The Commission identifies that agreements that set sustainability standards will be the most common cooperation among competitors in the sustainability arena. In respect of such agreements, a “soft safe harbour” setting conditions when it is unlikely that competition concerns will be raised has been established. The following cumulative conditions will have to be met:
- The procedure for developing the sustainability standard is transparent and all interested competitors can participate in the process leading to the selection of the standard.
- The sustainability standard does not impose on undertakings that do not wish to participate in the standard an obligation – either directly or indirectly – to comply with it.
- Participating undertakings remain free to adopt for themselves a higher sustainability standard than the one agreed with the other parties to the agreement.
- The parties to the sustainability standard do not exchange commercially sensitive information that is not necessary for the development, adoption or modification of the standard as such.
- Effective and non-discriminatory access to the outcome of the standardisation procedure is ensured, including effective and non-discriminatory access to the requirements and the conditions for obtaining the agreed label or for the adoption of the standard at a later stage by undertakings that have not participated in the standard development process.
- The sustainability standard does not lead to a significant increase in price or to a significant reduction in the choice of products available on the market.
- There is a mechanism or a monitoring system in place to ensure that undertakings that adopt the sustainability standard comply with its’ requirements.
Sustainability agreements that are based on cooperation among competitors that will also fall within the scope of other chapters of the draft Horizontal Guidelines will be assessed based on the principles in those other chapters. For example, agreements on jointly developing greener technology will be covered by the principles of R&D agreements (Chapter 2), agreements to share infrastructure will be covered by the principles of production agreements (Chapter 3) and agreements on joint purchasing to reduce environmental footprint will be covered by the principles on purchasing agreements (Chapter 4).
Can Sustainability Agreements be Exempted under Article 101(3) TFEU?

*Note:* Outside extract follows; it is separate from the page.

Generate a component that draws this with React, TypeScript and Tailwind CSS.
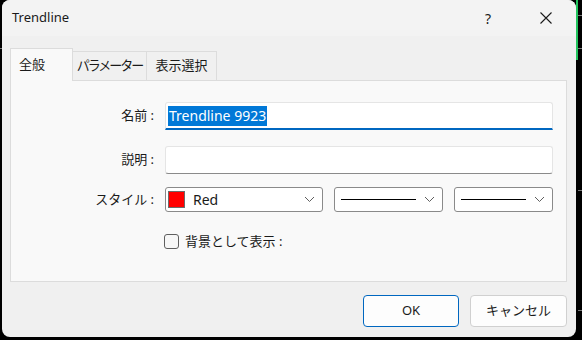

Where an agreement has a restrictive ‘object’ or produces appreciably restrictive effects within the meaning of Article 101(1) TFEU, the agreement will be illegal (i.e. unenforceable) under Article 101(2) TFEU unless the contracting parties can demonstrate that it falls within a potentially applicable block exemption or can be explicitly justified on efficiency grounds under Article 101(3) TFEU. The four cumulative conditions for exemptions under Article 101(3) TFEU are:
- The agreement in question results in incremental economic benefits (for example, improves the production or distribution of goods, or contributes to promoting technical or economic progress). Sustainability agreements can introduce efficiencies such as the use of cleaner production or distribution technologies, less pollution, improved conditions of production and distribution, better quality products, reduce the time necessary to introduce sustainable products on the market, etc.
- The consumers receive a fair share of these economic benefits. In other words, this is passed on to the customers. We discuss below sustainability benefits that could be taken into account to outweigh competition concerns in sustainability agreements.
- The agreement and all restrictions of competition resulting from the agreement are necessary to accomplish the identified/claimed economic (sustainability) benefits (and there are no other economically practicable and less restrictive means of achieving those benefits). For example, the Commission has proposed that where legislation imposes an obligation on individual undertakings to meet certain sustainability goals, cooperation among affected undertakings may not be justified as the legislator intended that undertakings individually achieve the goal. However, cooperation may be justified where it would address the free-rider or the first mover disadvantages.
- The agreement does not eliminate competition for a substantial proportion of the goods or services in question. In other words, the parties to the agreement must be able to compete vigorously on at least one important aspect of the competition (for example, quality, variety or price).
What Consumer Benefits Could Potentially Outweigh Competition Concerns in Sustainability Agreements?
The Commission draws a distinction between three main types of consumer benefits that could be taken into account when assessing whether the consumers receive a fair share of the claimed benefits:
- Individual use-value benefits that derive from the consumption or the use of the products covered by the agreement that directly improve consumers’ experience. These usually are qualitative efficiencies such as improved product quality or product variety and price decrease. Individual use-value befits could also be accompanied by positive externalities like pollution reduction.
- Individual non-use value benefits result from the consumers’ appreciation of the impact of sustainable consumption on others. These are indirect benefits for which the consumers are willing to pay a higher price even when the consumers’ user experience with the product is not directly improved. Examples include consumers choosing to wash up liquid that contaminates water to a lesser extent (and not because it washes better) or purchasing furniture manufactured with wood that has been grown and harvested in a sustainable manner (and not because it is better quality). The draft Horizontal Guidelines note that individual non-use value benefits (customer willingness to pay a higher price) could be demonstrated through customer surveys.
- Collective benefits address negative externalities and bring about sustainability benefits to a larger group of society irrespective of the consumers’ individual appreciation of the product. In order for collective benefits to be taken into account it will be necessary to show that:
- Claimed benefits are clearly defined and have already occurred or are likely to occur.
- Beneficiaries are clearly defined.
- The consumers in the relevant market substantially overlap with the beneficiaries or are part of them.
- Part of the collective benefits occurring or likely to occur outside the relevant market can substantially accrue to the consumers of the product in the relevant market.
While specific guidance has been provided for sustainability standards, further guidance could be provided for other types of sustainability cooperation. It is also clear that assessment will be always fact-specific and will require not only legal but also economic analysis in order to establish whether a particular cooperation agreement will raise competition law concerns.
Each particular industry should assess whether the draft Horizontal Guidelines provide enough legal certainty for undertakings to assess whether their cooperation agreements with sustainability objectives would raise competition law scrutiny. For example, the question remains whether the Commission should provide individual guidance on sustainability agreements. The undertakings should take the opportunity to provide their comments during the public consultation.